As a set of tools for “understanding and optimizing learning and the environments in which it occurs” (solaresearch.org), learning analytics should be driven, first and foremost, by an interest in learning. This means that each EDM/LA project should begin with a strong conception of what learning is, and of the types of learning that it wants to ‘optimize’ (a term that is, itself, imported from technical and business environments into the education/learning space, and which is not at all neutral). To my mind, however, basic ideas like ‘learning’ and ‘education’ have not been sufficiently theorized or conceptualized by the field.
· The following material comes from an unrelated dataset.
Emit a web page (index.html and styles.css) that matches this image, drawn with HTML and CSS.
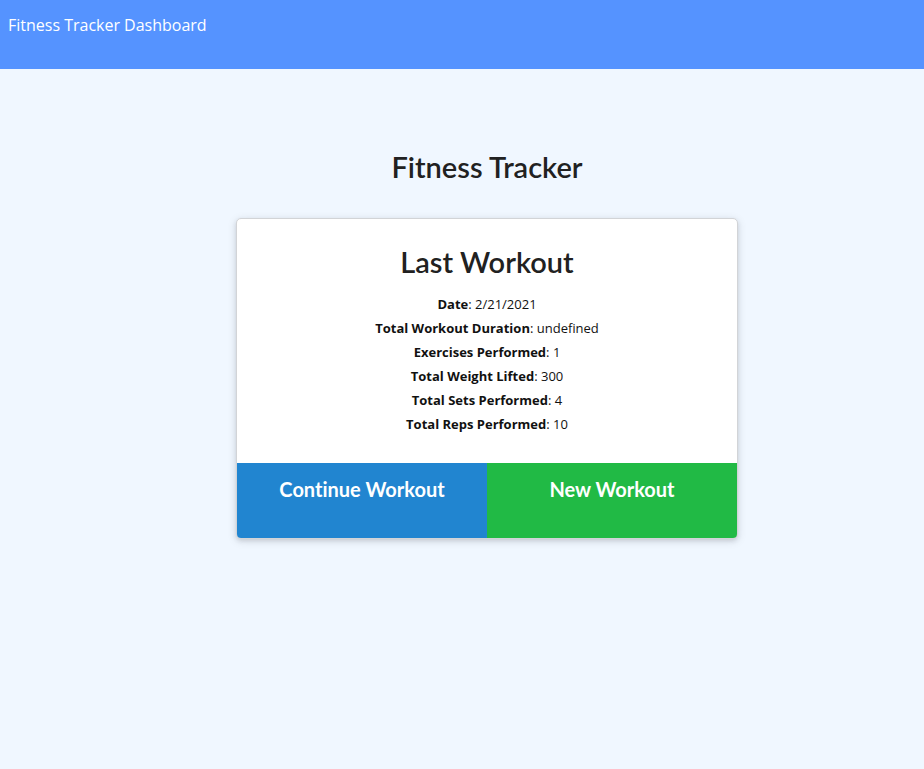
FILE: index.html
```
<!DOCTYPE html>
<html lang="en">
<head>
<meta charset="utf-8">
<meta name="viewport" content="width=device-width, initial-scale=1">
<title>Fitness Tracker</title>
<link rel="stylesheet" href="styles.css">
</head>
<body>
<nav class="navbar">
  <a class="nav-link" href="#">Fitness Tracker</a>
  <a class="nav-link" href="#">Dashboard</a>
</nav>
<main class="container">
  <h1 class="title">Fitness Tracker</h1>
  <section class="card">
    <div class="content">
      <h2 class="title">Last Workout</h2>
      <div class="stats">
        <p><strong>Date</strong>: 2/21/2021</p>
        <p><strong>Total Workout Duration</strong>: undefined</p>
        <p><strong>Exercises Performed</strong>: 1</p>
        <p><strong>Total Weight Lifted</strong>: 300</p>
        <p><strong>Total Sets Performed</strong>: 4</p>
        <p><strong>Total Reps Performed</strong>: 10</p>
      </div>
    </div>
    <div class="actions">
      <button class="action continue" type="button">Continue Workout</button>
      <button class="action new" type="button">New Workout</button>
    </div>
  </section>
</main>
</body>
</html>
```
FILE: styles.css
```
* {
  box-sizing: border-box;
}

body {
  margin: 0;
  min-height: 100vh;
  background: #f0f7ff;
  color: #111;
  font-family: "Open Sans", "Noto Sans", sans-serif;
  font-size: 13px;
  line-height: 24px;
}

.navbar {
  display: flex;
  gap: 4px;
  padding: 13px 8px 32px;
  background: #5593ff;
}

.nav-link {
  color: #fff;
  font-size: 16px;
  text-decoration: none;
}

.container {
  display: grid;
  grid-template-columns: minmax(0, 502px);
  justify-content: center;
  padding: 80px 0 32px 50px;
}

.title {
  margin: 0;
  color: #212121;
  font-family: Lato, sans-serif;
  font-size: 29px;
  font-weight: 600;
  line-height: 36px;
  text-align: center;
}

.card {
  margin-top: 33px;
  overflow: hidden;
  border: 1px solid #d2d4d7;
  border-radius: 5px;
  background: #fff;
  box-shadow: 0 2px 4px rgba(34, 36, 38, 0.12), 0 2px 10px rgba(34, 36, 38, 0.12);
}

.content {
  padding: 25px 16px 27px;
  text-align: center;
}

.stats {
  margin-top: 12px;
}

.stats p {
  margin: 0;
}

.stats strong {
  font-weight: 700;
}

.actions {
  display: flex;
}

.action {
  flex: 1;
  padding: 11px 16px 34px;
  border: 0;
  color: #fff;
  font-family: Lato, sans-serif;
  font-size: 20px;
  font-variant-ligatures: none;
  font-weight: 700;
  line-height: 30px;
}

.continue {
  background: #2185d0;
}

.new {
  background: #21ba45;
}
```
In the absence of such critical reflection on the nature of education, and on the extent to which learning can in fact be measured, it is impossible to say exactly what it is that EDM/LA are taking as their object. How can we measure something if we do not know what it is? How can we optimize something unless we know what it is for? In the absence of critical reflection, and of maintaining a constant eye on our object, it becomes all too easy to consider our object as if its contours are the same as the limits of our methods, when in actual fact we need to be vigilant in our appreciation of just how much of the learning space our methods leave untouched.
If it is true that the field of learning analytics has emerged as a result of, and is driven by, advancements in machine learning methods, computing power, and business intelligence, then I worry about the risk of mistaking the cart for the horse and, in so doing, becoming blind to the possibility that our horse might actually be a mule—an infertile combination of business and education, which is also neither.